So what does all of this go to show?  Is it trying to show that Justin Pidot doesn’t deserve his position as a law professor?  Is his scholarship worthless because it’s conveniently published in journals where he has connections?  Of course not.  In fact, I’ll go so far as to say that Justin, with his actual real life law experience, is precisely who we need in law schools.  He practiced environmental law recently at a high level, and now he’s teaching it.  He’s no “old fart” out of touch professor who has spent the past twenty years regurgitating the notes he took himself while a 1L at Harvard, nor is he some inexperienced K-->JD-->clerkship-->classroom "walking credential collection" with a resume stuffed with high dollar prestigious school names but who has never held a real job, let alone a legal job.

I'm sure Justin is doing just fine in the classroom.  He has the education, and more importantly the experience.  That is precisely what this blog is advocating for.  Law professors who know how to be lawyers, not just who know about the law.

No, my point is nothing of the sort.  Nancy and Justin are just an illustration for anyone who still doesn’t get the fact that post-JD employment, especially those legal jobs that are actually worth having (DOJ, for example, or Biglaw, or a law faculty position – we’re not talking about slumming it at some two-attorney strip mall social security claims mill), is not so much a matter of what you know but who you know.  If you don’t have the connections, your chances of landing a good legal job when you graduate are slender.

As one commenter to a prior Leong-based post spent so much time trying to argue, it’s not as if we wouldn’t do the same thing if we could.  And he or she was absolutely right, to some extent.  While becoming a law professor is not everyone’s idea of a dream job, I don’t think anyone would not use their connections to get a good job with the federal government, state government, a great firm, or a cushy corporate gig.  I don’t begrudge anyone using those connections.  Nothing wrong with that, and I’d do the same.  So well done to Justin - you did what you needed to do to get where you wanted to be.  That's how life works, and you get it.  I’d advise anyone seeking a law job to use whatever connections they have, because the career services advisor at their law school sure isn’t going to help.

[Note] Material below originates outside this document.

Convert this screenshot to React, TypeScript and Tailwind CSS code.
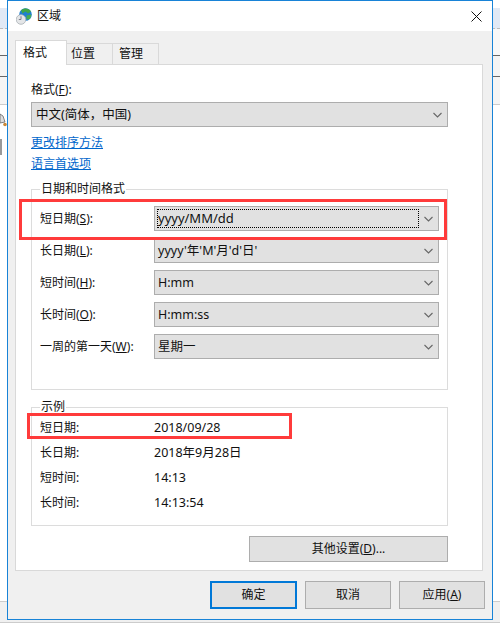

But let’s all be very clear and honest about this.  Those with connections succeed, and those without struggle.  I could have gone to the same law school as Justin Pidot, had the same experience as him, but would never get hired as a law professor because I didn't have an insider connection.  Some people have good connections, most people don’t.  It’s an unwritten rule of the legal employment game, and one that law schools fail to disclose.  For many jobs, you need someone else to put their foot in the door for you.  You need an invitation.  You need insiders.  You need juice.  Whatever you want to call it.  And for many reasons, those who end up getting nice jobs because of connections tend to hide this fact.  It’s not inherently unfair, but it’s distasteful for many who firmly believe that employment should be on merit alone, not legacies and connections and under the table deals and knowing the right people, especially when we’re paying six figures for the opportunity to even get a shot at a legal job.  To pay all that money in tuition only to find out that the game was rigged from the start is unpleasant.  It’s the way society works though, and the point of this post is solely to make sure that all applicants are fully aware of the two following points:

First, even attending a top school and doing well sometimes isn’t enough to get a nice job unless you have connections.

Second, those successful students at low-ranked schools are often successful not because of the law school, but because of connections.

The second point is the most important, given the fact that students at top law schools can generally find some kind of work.  It’s the tens of thousands of law students at the 185 or so non top-14 law schools who suffer under this culture of connections, because they go into law school thinking that the playing field is level, and that they have (statistically) the same chance of success as everyone else.  In reality, anyone without proven preexisting legal connections should never go into law school under the assumption that if they succeed they will obtain either a job that pays anywhere in the upper 25% of that school’s reported salaries for its graduates or any secure job in government.  Those kinds of nice jobs are generally reserved for students with connections and not necessarily those who work hard and get the best grades.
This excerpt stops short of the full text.